I still haven't erased my mental association between Toyota and concepts like "fanatical devotion to quality control", despite the recent bad news about sticking accelerators and malfunctioning brakes. But when mild-mannered atomic historians start using your brand as a metaphor for sloppy and dangerous production errors, you've clearly got trouble.


  1. J.W. Brewer said,

    February 21, 2010 @ 11:46 am

    It may have declined in recent decades, but "Edsel" had a pretty good run in AmE as a general metaphor for serious corporate blunders (albeit perhaps of a non-safety-endangering variety), but it was obviously good for the company that the metaphor used was the name of the specific, and abandoned, model, rather than just "Ford."

  2. John said,

    February 21, 2010 @ 11:55 am

    I had the same reaction, but I figured the guy owned stock in GM. :-)

  3. Levi Montgomery said,

    February 21, 2010 @ 12:11 pm

    I can't help but wonder if this is, indeed, the "metaphor of the week." Or at least of the month. Online in just the past month, I've seen similar references to both Ford and GM, referring to safety recalls in a metaphorical sense, and I'm currently reading a novel written in 1993 that makes the same reference to Audi.

    I suspect it might simply be the latest in a long string of recalls, popping up in an author's head in answer to an on-the-fly call for a metaphor for poor construction, rather than any meaningful reference to the brand that ends up answering the call.


  4. Rob said,

    February 21, 2010 @ 12:24 pm

    I think I recall Pinto (another Ford) being used in this sense as well in the 1980s–after the 1970s and early 80s allegations of poor rear end design leading to fires in rear collisions.

  5. George said,

    February 21, 2010 @ 12:59 pm

    Cadillac at one time was the metaphor for 'top of line.'

  6. Aaron said,

    February 21, 2010 @ 2:45 pm

    Ha, great observation.

    Though arguably it's better when it's errors or production failures that make something dangerous. More troubling to me is the section two paragraphs above:

    Mr. Fuoco’s assertions, however, have upset the Los Alamos weapons laboratory in New Mexico, the birthplace of the bomb. It says the device suffered no accident and no technical failures. Its initial blast killed an estimated 70,000 people.

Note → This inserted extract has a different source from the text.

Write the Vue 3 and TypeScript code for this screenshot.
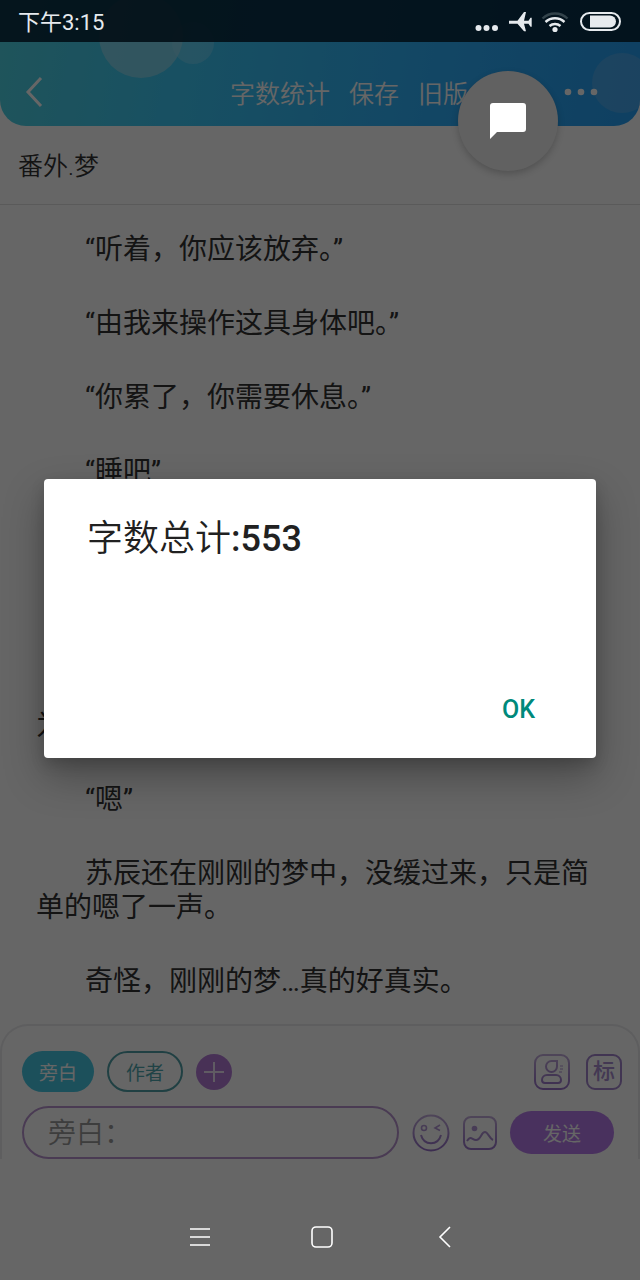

    Wow. "Hey, don't demean us or our workmanship! We did everything according to the highest standards, and killed 70,000 people!"

  7. mollymooly said,

    February 21, 2010 @ 4:26 pm

    There's a Japan v America element in both the topic of the book and the source of the metaphor, but it doesn't seem to form part of the semantic mapping.

  8. Jonathan Badger said,

    February 21, 2010 @ 4:42 pm

    Actually, the "Cadillac" metaphor is still current, at least in Mexican restaurants in California. Quite often one sees on the menu a normal margarita, made with cheap tequila, and a "Cadillac Margarita" made with tequila of higher quality.

  9. Benjamin Zimmer said,

    February 21, 2010 @ 4:53 pm

    I discussed the "Cadillac" metaphor at length in the New York Times Magazine last November, with follow-ups on Language Log and Word Routes.

  10. Will said,

    February 21, 2010 @ 6:10 pm

    In Super/System Doyle Brunson called No Limit Hold'em the "Cadillac of poker".

  11. Bob Ladd said,

    February 21, 2010 @ 6:47 pm

    Reminds me of President Ford's modest self-assessment when Nixon's resignation catapulted him into the White House – "I'm a Ford, not a Lincoln". Nice piece of speech writing, whoever thought it up.

  12. Jason Cullen said,

    February 21, 2010 @ 10:01 pm

    I'm surprised that nobody has mentioned that staple of cultural anthropology textbooks the Nova! (The No Go!)

    [(myl) Perhaps because it's an Urban Legend, like most of the pop-anthro "facts" in marketing texts.]

  13. Ginger Yellow said,

    February 22, 2010 @ 6:38 am

    "In Super/System Doyle Brunson called No Limit Hold'em the "Cadillac of poker"."

    The book was written 30 years ago.

  14. Will said,

    February 22, 2010 @ 11:41 am

    @Ginger, yeah I should have made that clear. I was not trying to give an example of contemporary usage, but rather to support George's assertion that it was once a metaphor for "Top of the Line".

  15. JimG said,

    February 22, 2010 @ 2:19 pm

    @Jonathan Badger: A Cadillac Margarita, which is made with a measure of Grand Marnier added to the usual fixin's, will certainly be more expensive and intoxicating than a Margarita made with just plain José. I order mine, "rocks, no salt."
    A cocktail not much favored these days, the Gold Cadillac, was made of scotch whiskey and milk, and was reputed to be soothing to stomach ulcers.

  16. Nathan Myers said,

    February 22, 2010 @ 6:38 pm

    Metaphorical presidents seem very lightly used. The only ones that come to mind are "I'd be another Lincoln / if I only had a brain", which seems mainly a desperate grab for a rhyme, the anatomical "Johnson", and various currency references (Lincoln=5 etc.). While historians largely agree that Bush's presidency was the worst in living memory (some continue to reserve that distinction for Harding), the name has not in my experience been used much to refer to any sort of unmitigated disaster, not even a disaster that still find apologists.

  17. Dan Bloom said,

    February 22, 2010 @ 9:03 pm

    Did you notice "a Toyota" can be spelled backwards and come out the same?

    I've written extensively on my blog above (click my name) about backwards phenoms in language, from Oprah's Harpo productions to Frank Sinatra signing his oil paints with nom de plume "Artanis" and over 100 other examples. There is book here, if someone wants to write it. Just sign me, Leinad Moolb

  18. MIchael C. Dunn said,

    February 22, 2010 @ 10:52 pm

    Re: the Edsel precedent. Perhaps "a Toyota" is becoming the new "New Coke."